Friday, June 19, 2009

Reality Bytes

I receive and process a lot of data from external vendors. And, in my life immersed in extracting, transforming, and loading data, the thing I find most unbelievable is how frequently people worry about the size of the data when that can't possibly be a real concern. Take this morning - I receive a historic file from a vendor containing 1,500 records. That file is being sent incorrectly because it contains 12 months of 'history', but we've discovered that changes are happening on records older than 12 months. So, what we really want is 12 months of change history, not 12 months based on some termination date.
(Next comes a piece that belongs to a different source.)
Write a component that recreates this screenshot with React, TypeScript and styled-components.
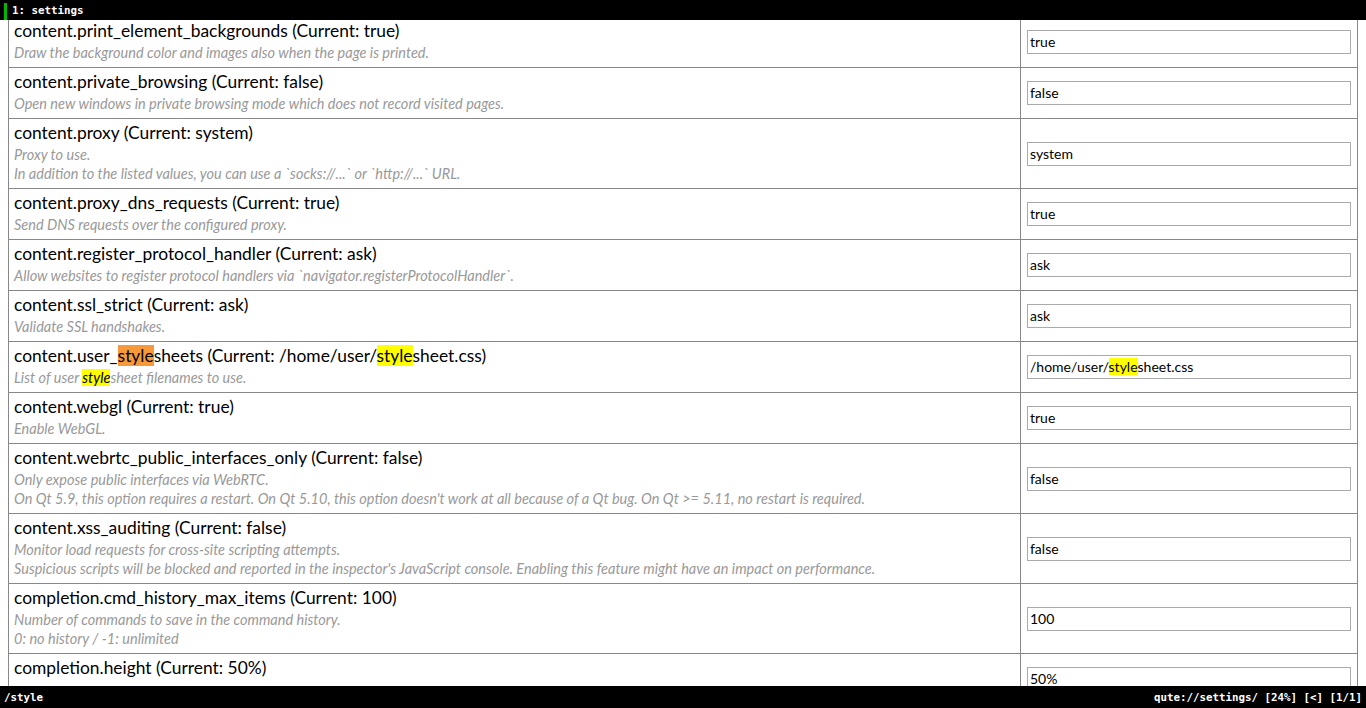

Since they don't track change history, we'll have to settle for increasing the time window to 24 months.

Anyway, that file is 225 KB in size. Seriously - my shoelaces have that much memory! But, I'm predictably getting pushback because "adding to the history file would make it larger". "You really want to double the size of that file!?". Well, technically, yes. True, but irrelevant. A gram of dust landing on another gram of dust does increase the mass, but you can't be serious that you care! If there's some other technical reason, fine. But don't try to sell me on data size concerns.

This is an extreme (though true) example, but it always amazes me how often people incorrectly worry about the size of their data. I see this in coders too, when they worry a lot about O(n^2) looping. Okay, yes your comp-sci 101 class taught you to watch out for that, but they were talking about when processing millions of rows, not thousands.

Maybe I'm jaded because my last project was on a 4 TB Data Warehouse with my largest fact table being 18 billion rows. Many of the dimension tables were 60-80 million rows. Somehow, a couple of thousand extra records just doesn't phase me. People - get some perspective! Bytes are cheap.